Please output every line of the material as it stands, without the pictures.
* * * * *
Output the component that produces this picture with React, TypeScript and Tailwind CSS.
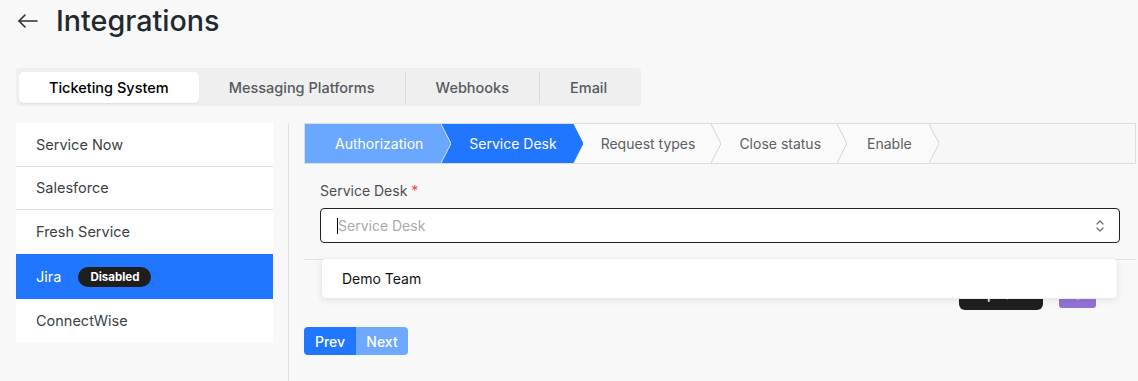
import React from "react";

const tabs = ["Ticketing System", "Messaging Platforms", "Webhooks", "Email"];
const systems = ["Service Now", "Salesforce", "Fresh Service", "Jira", "ConnectWise"];

const Chevron = ({ fill, stroke, bg }: { fill: string; stroke: string; bg: string }) => (
  <div className={`h-full w-[10px] shrink-0 ${bg}`}>
    <svg width="10" height="39" viewBox="0 0 10 39" className="block">
      <polygon points="0,0 10,19.5 0,39" fill={fill} />
      <polyline points="0,0 10,19.5 0,39" fill="none" stroke={stroke} strokeWidth="1" />
    </svg>
  </div>
);

const Stepper = () => {
  return (
    <div className="flex h-[41px] items-stretch border border-[#dcdcdc] bg-[#f7f7f7] text-[14px]">
      <div className="flex items-center bg-[#6aa7ff] pl-[30px] pr-[18px] text-white">Authorization</div>
      <Chevron fill="#6aa7ff" stroke="#d6e5ff" bg="bg-[#2176ff]" />
      <div className="flex items-center bg-[#2176ff] pl-[18px] pr-[16px] text-white">Service Desk</div>
      <Chevron fill="#2176ff" stroke="#2176ff" bg="bg-[#fafafa]" />
      <div className="flex items-center bg-[#fafafa] pl-[18px] pr-[16px] text-[#5b5f66]">Request types</div>
      <Chevron fill="#fafafa" stroke="#d4d4d4" bg="bg-[#fafafa]" />
      <div className="flex items-center bg-[#fafafa] pl-[18px] pr-[16px] text-[#5b5f66]">Close status</div>
      <Chevron fill="#fafafa" stroke="#d4d4d4" bg="bg-[#fafafa]" />
      <div className="flex items-center bg-[#fafafa] pl-[20px] pr-[17px] text-[#5b5f66]">Enable</div>
      <Chevron fill="#fafafa" stroke="#d4d4d4" bg="bg-[#f7f7f7]" />
    </div>
  );
};

const rowClass = (s: string) => {
  if (s === "Jira") return "flex h-[45px] items-center gap-[17px] bg-[#2176ff] pl-[20px] text-[14.5px] text-white";
  if (s === "ConnectWise") return "flex h-[43px] items-center pl-[20px] text-[14.5px] text-[#3b3f45]";
  if (s === "Fresh Service") return "flex h-[44px] items-center pl-[20px] text-[14.5px] text-[#3b3f45]";
  if (s === "Salesforce") return "flex h-[43px] items-center border-b border-[#dedede] pl-[20px] text-[14.5px] text-[#3b3f45]";
  return "flex h-[44px] items-center border-b border-[#dedede] pl-[20px] text-[14.5px] text-[#3b3f45]";
};

export default function App() {
  return (
    <div className="h-[381px] w-[1138px] overflow-hidden bg-[#f8f8f8] font-['Inter',sans-serif] text-[#1f2a30]">
      <div className="mt-[4px] flex h-[34px] items-center pl-[18px]">
        <svg width="20" height="14" viewBox="0 0 20 14" className="mr-[18px]" fill="none" stroke="#2b2f33" strokeWidth="1.6" strokeLinecap="round" strokeLinejoin="round">
          <path d="M1 7H19" />
          <path d="M7 1L1 7L7 13" />
        </svg>
        <h1 className="text-[28.7px] leading-[34px] font-medium">Integrations</h1>
      </div>

      <div className="ml-[16px] mt-[30px] flex w-fit items-center whitespace-nowrap rounded-[4px] bg-[#efefef] pl-[3px] pr-[4px] pt-[4px] pb-[3px]">
        {tabs.map((t, i) => (
          <div key={t} className="flex items-center">
            {i > 1 && <div className="h-[31px] w-px bg-[#dadada]" />}
            <div
              className={
                i === 0
                  ? "rounded-[5px] bg-white px-[30px] py-[5px] text-[14.5px] leading-[21px] font-medium text-black shadow-[0_1px_2px_rgba(0,0,0,0.06)]"
                  : "px-[30px] py-[5px] text-[14.5px] leading-[21px] font-medium text-[#555a5f]"
              }
            >
              {t}
            </div>
          </div>
        ))}
      </div>

      <div className="mt-[17px] flex">
        <div className="ml-[16px] w-[257px] self-start bg-white">
          {systems.map((s) => (
            <div key={s} className={rowClass(s)}>
              {s}
              {s === "Jira" && (
                <span className="rounded-full bg-[#1e1e1e] px-[12px] py-[2px] text-[11.5px] leading-[16px] font-bold text-white">Disabled</span>
              )}
            </div>
          ))}
        </div>

        <div className="ml-[15px] h-[258px] w-px bg-[#dfe1e4]" />

        <div className="ml-[15px] w-[832px]">
          <Stepper />

          <div className="relative">
            <div className="px-[16px] pt-[17px]">
              <div className="text-[14px] leading-[20px] text-[#4a4e54]">
                Service Desk <span className="text-[#e5484d]">*</span>
              </div>
              <div className="mt-[7px] flex h-[35px] items-center rounded-[4px] border border-[#222] bg-white pl-[16px] pr-[14px]">
                <div className="h-[16px] w-px bg-black" />
                <span className="flex-1 text-[14px] text-[#a9abae]">Service Desk</span>
                <svg width="10" height="14" viewBox="0 0 10 14" fill="none" stroke="#6b6f75" strokeWidth="1.3" strokeLinecap="round" strokeLinejoin="round">
                  <path d="M2 5L5 2L8 5" />
                  <path d="M2 9L5 12L8 9" />
                </svg>
              </div>
            </div>

            <div className="mt-[16px] h-px bg-[#e0e0e0]" />

            <div className="mt-[17px] flex justify-end gap-[16px] pr-[40px]">
              <button className="h-[33px] w-[84px] rounded-[6px] bg-[#1f1f1f] text-[14px] font-medium text-white">Update</button>
              <button className="mt-[3px] flex h-[28px] w-[37px] items-center justify-center rounded-[3px] bg-[#9271d6]">
                <svg width="14" height="14" viewBox="0 0 24 24" fill="none" stroke="white" strokeWidth="2.5">
                  <circle cx="12" cy="12" r="8" />
                </svg>
              </button>
            </div>

            <div className="absolute left-[17px] right-[18px] top-[94px] flex h-[41px] items-center rounded-[5px] border border-[#ececec] bg-white pl-[20px] text-[14px] text-[#111] shadow-[0_2px_6px_rgba(0,0,0,0.08)]">
              Demo Team
            </div>
          </div>

          <div className="mt-[17px] flex">
            <button className="h-[28px] w-[52px] rounded-l-[4px] bg-[#2176ff] text-[14px] font-medium text-white">Prev</button>
            <button className="h-[28px] w-[52px] rounded-r-[4px] bg-[#6ea8ff] text-[14px] font-medium text-white">Next</button>
          </div>
        </div>
      </div>
    </div>
  );
}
* * * * *
- Correct output
Output the component that produces this picture with React, TypeScript and Tailwind CSS.
import React from "react";

const tabs = ["Ticketing System", "Messaging Platforms", "Webhooks", "Email"];
const systems = ["Service Now", "Salesforce", "Fresh Service", "Jira", "ConnectWise"];

const Chevron = ({ fill, stroke, bg }: { fill: string; stroke: string; bg: string }) => (
  <div className={`h-full w-[10px] shrink-0 ${bg}`}>
    <svg width="10" height="39" viewBox="0 0 10 39" className="block">
      <polygon points="0,0 10,19.5 0,39" fill={fill} />
      <polyline points="0,0 10,19.5 0,39" fill="none" stroke={stroke} strokeWidth="1" />
    </svg>
  </div>
);

const Stepper = () => {
  return (
    <div className="flex h-[41px] items-stretch border border-[#dcdcdc] bg-[#f7f7f7] text-[14px]">
      <div className="flex items-center bg-[#6aa7ff] pl-[30px] pr-[18px] text-white">Authorization</div>
      <Chevron fill="#6aa7ff" stroke="#d6e5ff" bg="bg-[#2176ff]" />
      <div className="flex items-center bg-[#2176ff] pl-[18px] pr-[16px] text-white">Service Desk</div>
      <Chevron fill="#2176ff" stroke="#2176ff" bg="bg-[#fafafa]" />
      <div className="flex items-center bg-[#fafafa] pl-[18px] pr-[16px] text-[#5b5f66]">Request types</div>
      <Chevron fill="#fafafa" stroke="#d4d4d4" bg="bg-[#fafafa]" />
      <div className="flex items-center bg-[#fafafa] pl-[18px] pr-[16px] text-[#5b5f66]">Close status</div>
      <Chevron fill="#fafafa" stroke="#d4d4d4" bg="bg-[#fafafa]" />
      <div className="flex items-center bg-[#fafafa] pl-[20px] pr-[17px] text-[#5b5f66]">Enable</div>
      <Chevron fill="#fafafa" stroke="#d4d4d4" bg="bg-[#f7f7f7]" />
    </div>
  );
};

const rowClass = (s: string) => {
  if (s === "Jira") return "flex h-[45px] items-center gap-[17px] bg-[#2176ff] pl-[20px] text-[14.5px] text-white";
  if (s === "ConnectWise") return "flex h-[43px] items-center pl-[20px] text-[14.5px] text-[#3b3f45]";
  if (s === "Fresh Service") return "flex h-[44px] items-center pl-[20px] text-[14.5px] text-[#3b3f45]";
  if (s === "Salesforce") return "flex h-[43px] items-center border-b border-[#dedede] pl-[20px] text-[14.5px] text-[#3b3f45]";
  return "flex h-[44px] items-center border-b border-[#dedede] pl-[20px] text-[14.5px] text-[#3b3f45]";
};

export default function App() {
  return (
    <div className="h-[381px] w-[1138px] overflow-hidden bg-[#f8f8f8] font-['Inter',sans-serif] text-[#1f2a30]">
      <div className="mt-[4px] flex h-[34px] items-center pl-[18px]">
        <svg width="20" height="14" viewBox="0 0 20 14" className="mr-[18px]" fill="none" stroke="#2b2f33" strokeWidth="1.6" strokeLinecap="round" strokeLinejoin="round">
          <path d="M1 7H19" />
          <path d="M7 1L1 7L7 13" />
        </svg>
        <h1 className="text-[28.7px] leading-[34px] font-medium">Integrations</h1>
      </div>

      <div className="ml-[16px] mt-[30px] flex w-fit items-center whitespace-nowrap rounded-[4px] bg-[#efefef] pl-[3px] pr-[4px] pt-[4px] pb-[3px]">
        {tabs.map((t, i) => (
          <div key={t} className="flex items-center">
            {i > 1 && <div className="h-[31px] w-px bg-[#dadada]" />}
            <div
              className={
                i === 0
                  ? "rounded-[5px] bg-white px-[30px] py-[5px] text-[14.5px] leading-[21px] font-medium text-black shadow-[0_1px_2px_rgba(0,0,0,0.06)]"
                  : "px-[30px] py-[5px] text-[14.5px] leading-[21px] font-medium text-[#555a5f]"
              }
            >
              {t}
            </div>
          </div>
        ))}
      </div>

      <div className="mt-[17px] flex">
        <div className="ml-[16px] w-[257px] self-start bg-white">
          {systems.map((s) => (
            <div key={s} className={rowClass(s)}>
              {s}
              {s === "Jira" && (
                <span className="rounded-full bg-[#1e1e1e] px-[12px] py-[2px] text-[11.5px] leading-[16px] font-bold text-white">Disabled</span>
              )}
            </div>
          ))}
        </div>

        <div className="ml-[15px] h-[258px] w-px bg-[#dfe1e4]" />

        <div className="ml-[15px] w-[832px]">
          <Stepper />

          <div className="relative">
            <div className="px-[16px] pt-[17px]">
              <div className="text-[14px] leading-[20px] text-[#4a4e54]">
                Service Desk <span className="text-[#e5484d]">*</span>
              </div>
              <div className="mt-[7px] flex h-[35px] items-center rounded-[4px] border border-[#222] bg-white pl-[16px] pr-[14px]">
                <div className="h-[16px] w-px bg-black" />
                <span className="flex-1 text-[14px] text-[#a9abae]">Service Desk</span>
                <svg width="10" height="14" viewBox="0 0 10 14" fill="none" stroke="#6b6f75" strokeWidth="1.3" strokeLinecap="round" strokeLinejoin="round">
                  <path d="M2 5L5 2L8 5" />
                  <path d="M2 9L5 12L8 9" />
                </svg>
              </div>
            </div>

            <div className="mt-[16px] h-px bg-[#e0e0e0]" />

            <div className="mt-[17px] flex justify-end gap-[16px] pr-[40px]">
              <button className="h-[33px] w-[84px] rounded-[6px] bg-[#1f1f1f] text-[14px] font-medium text-white">Update</button>
              <button className="mt-[3px] flex h-[28px] w-[37px] items-center justify-center rounded-[3px] bg-[#9271d6]">
                <svg width="14" height="14" viewBox="0 0 24 24" fill="none" stroke="white" strokeWidth="2.5">
                  <circle cx="12" cy="12" r="8" />
                </svg>
              </button>
            </div>

            <div className="absolute left-[17px] right-[18px] top-[94px] flex h-[41px] items-center rounded-[5px] border border-[#ececec] bg-white pl-[20px] text-[14px] text-[#111] shadow-[0_2px_6px_rgba(0,0,0,0.08)]">
              Demo Team
            </div>
          </div>

          <div className="mt-[17px] flex">
            <button className="h-[28px] w-[52px] rounded-l-[4px] bg-[#2176ff] text-[14px] font-medium text-white">Prev</button>
            <button className="h-[28px] w-[52px] rounded-r-[4px] bg-[#6ea8ff] text-[14px] font-medium text-white">Next</button>
          </div>
        </div>
      </div>
    </div>
  );
}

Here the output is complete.